Marketing Email or Email Marketing, to put it in the simplest of terms is sending out an email to all those users out there who to you may seem like potential customers who may be interested in your product or service that you have to offer. And here the better the email and the message in it, the better the response and the better the conversion rate.

And since you are already here reading the following article on ‘how to’ instead of ‘what is’, I believe it is safe to assume that you more or less have the basic idea about what Email Marketing actually is or how it will help your business and a few other basics here and there. Thus, for this reason, I will not stick to the basics which you already might know and straight away head to “How to make sure that your marketing email actually gets opened by your end-users and not just go ignored?”

Now, the very first thing you need to understand when it comes to dealing with Email Marketing is the concept of ‘open rate’ and how having an understanding of it can help you carry out successful email campaigns that take you and your business a long way.

So what exactly is an ‘open rate’ with respect to email campaigns and email marketing?

In the simplest of terms an open rate is nothing else but the ratio between the number of emails actually opened and read by the end-user against the total number of emails being sent by you to all your end users or potential customers.

For example: Suppose you have sent an email describing your new service or product to around 100 end users or potential customers out there. Now, it so happens that in most cases out of the 100 emails you have sent, there is a high possibility that at least 10 to 20 of the sent emails may not reach your desired end-user at all and bounce back. This may happen due to a number of reasons like an incorrect email ID, or an old or deleted email ID, or simply a poor internet connection.
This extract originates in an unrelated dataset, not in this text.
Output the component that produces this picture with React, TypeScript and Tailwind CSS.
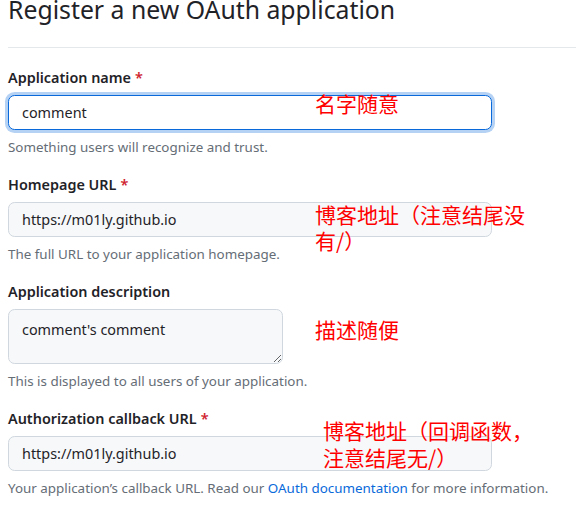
import React from "react";

const sans = "font-['Segoe_UI','Noto_Sans','Liberation_Sans',sans-serif]";

interface FieldProps {
  label: string;
  required?: boolean;
  value: string;
  help: React.ReactNode;
  focused?: boolean;
  textarea?: boolean;
}

const Field = (props: FieldProps) => {
  return (
    <div className="mb-[18px]">
      <label className="block h-[21px] text-[14.4px] leading-[21px] font-semibold text-[#1f2328]">
        {props.label}
        {props.required && <span className="ml-[4px] text-[#cf222e]">*</span>}
      </label>
      <div className="mt-[7px]">
        {props.textarea ? (
          <textarea
            readOnly
            value={props.value}
            className="block w-[275px] h-[55px] rounded-[6.6px] border border-[#d0d7de] bg-[#f6f8fa] px-[13px] pt-[9px] pb-[4px] text-[14.4px] leading-[22px] text-[#1f2328] outline-none"
          />
        ) : (
          <input
            readOnly
            value={props.value}
            className={
              props.focused
                ? "block w-[484px] h-[35px] rounded-[6.6px] border border-[#0969da] bg-white px-[13px] text-[14.4px] text-[#1f2328] outline-none shadow-[0_0_0_3px_rgba(9,105,218,0.3)]"
                : "block w-[484px] h-[35px] rounded-[6.6px] border border-[#d0d7de] bg-[#f6f8fa] px-[13px] text-[14.4px] text-[#1f2328] outline-none"
            }
          />
        )}
      </div>
      <p className="mt-[8px] text-[13.4px] leading-[18px] text-[#656d76]">{props.help}</p>
    </div>
  );
};

export default function App() {
  return (
    <div className={`relative w-[576px] h-[510px] overflow-hidden bg-white ${sans}`}>
      <div className="pl-[8px]">
        <div className="-mt-[7px] pb-[21px] border-b border-[#e5e8eb]">
          <h2 className="text-[24.8px] leading-[33px] font-normal text-[#1f2328]">
            Register a new OAuth application
          </h2>
        </div>
        <div className="pt-[19px]">
          <Field
            label="Application name"
            required
            value="comment"
            focused
            help="Something users will recognize and trust."
          />
          <Field
            label="Homepage URL"
            required
            value="https://m01ly.github.io"
            help="The full URL to your application homepage."
          />
          <Field
            label="Application description"
            textarea
            value="comment's comment"
            help="This is displayed to all users of your application."
          />
          <Field
            label="Authorization callback URL"
            required
            value="https://m01ly.github.io"
            help={
              <>
                Your application’s callback URL. Read our{" "}
                <a className="text-[#0969da]">OAuth documentation</a> for more information.
              </>
            }
          />
        </div>
      </div>

      {/* red notes pasted over the screenshot */}
      <div className="absolute inset-0 text-[21px] text-[#ff0000] font-['Microsoft_YaHei','Noto_Sans_CJK_SC',sans-serif] pointer-events-none">
        <div className="absolute left-[315px] top-[90px] leading-[26px]">名字随意</div>
        <div className="absolute left-[315px] top-[201px] leading-[26px]">
          博客地址（注意结尾没
          <br />
          有/）
        </div>
        <div className="absolute left-[315px] top-[316px] leading-[26px]">描述随便</div>
        <div className="absolute left-[323px] top-[417px] leading-[27px]">
          博客地址（回调函数，
          <br />
          注意结尾无/）
        </div>
      </div>
    </div>
  );
}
So, if you consider the number of bounced back emails to be 10, then let us assume that at least 80 of the emails you sent might have ended up in your end user’s mailbox. And out of these 80 emails, only 10 of them are actually opened and viewed by your end-user. Here, then the open rate would simply be calculated as 10: 80, and the percentage of open rate would be given as 12.5%.

Hence, here the bottom line is, that you must try your level best to increase the open rate of your email campaigns as high as possible. The more, the better and more successful your email marketing campaigns.

And how you go on doing it, mainly depends upon five primary things or tasks you need to implement correctly and are as shown below:

What not to do!

Before you do anything at all, it is very important that you know and understands what not to do and what mistakes can be avoided. Having an idea of not doing it incorrectly is equally important as doing it correctly. Hence, there are a few things which you must keep in mind before sending any kind of email to your clients as a set of first-hand rules, be it any day anyone.

  • Never use all Uppercase characters in your heading or subject line – Now, presenting your subject line to your clients in all Uppercase letters may seem very compelling to attract your end users attention. Right? However, that is not always the case. Atleast, for most email service providers it is actually the other way around. When you try to do something which goes the opposite to ‘conventional’, bots and parameters set in such email service providers don’t much understand your intent and may just send your email to your user’s junk files or spam files at the most.
  • Don’t use words like “FREE”, “DEAL”, “ONE IN A LIFETIME”, “GUARANTEED” and so on – These sound very much like street vendors trying to sell their products and services cheap and just a single time thing. If you have trust in your product and service, then there is no need at all, trying to sound so desperate. Be formal, be straight and prove your point right.
  • Not more than two attachments – The aim basically is to make your email as short and as presentable as it can be. Obviously, no one is interested in reading long emails. Right? You have to make it quick and you have to do it right. Hence, do some research on how to prove your point to your potential customers in the fewest of lines possible. And once they are hooked to what you have to say, you can present the rest of your pitch over an attachment, be it in the form of a pdf file, word file or link to your new service or product.

What to do!

I believe the earlier section on “What not to do!” pretty much sums up what to actually avoid and what to actually do. However, how to do it is shown over the points mentioned below:

Categorieze your email list

It is very important that you know your customers well. And depending upon what you think your customer or end-user might be interested in, categories them accordingly. This way there is always less chance that your customers will ever get annoyed by the content you are sending them through email. As long as a message suits their taste, the email is sure to be opened and marked important. And hence, categories both your email list as well as your content accordingly so that it hits the maximum open rate.

Include a call to action function

Well, if your end-user likes your content, then there is a high chance that a ‘call to action button’ will be clicked on. This not only helps you further explain your service and product but also gives your end-user a better understanding of your brand and business as a whole for a longer duration of time.

A strong subject line is the key

When I say a strong and catchy ‘subject line’, it does not mean some shady looking all-CAPS sentence at all, but rather a decent, straight-forward, and formal approach. Your subject line should be such that it defines your purpose and does not irritate the reader in any way. A subject line is basically the hook of your fishing rod. The more concise and to small the treat is, the better the chances the fish will get caught up on the hook without nibbling it from the side.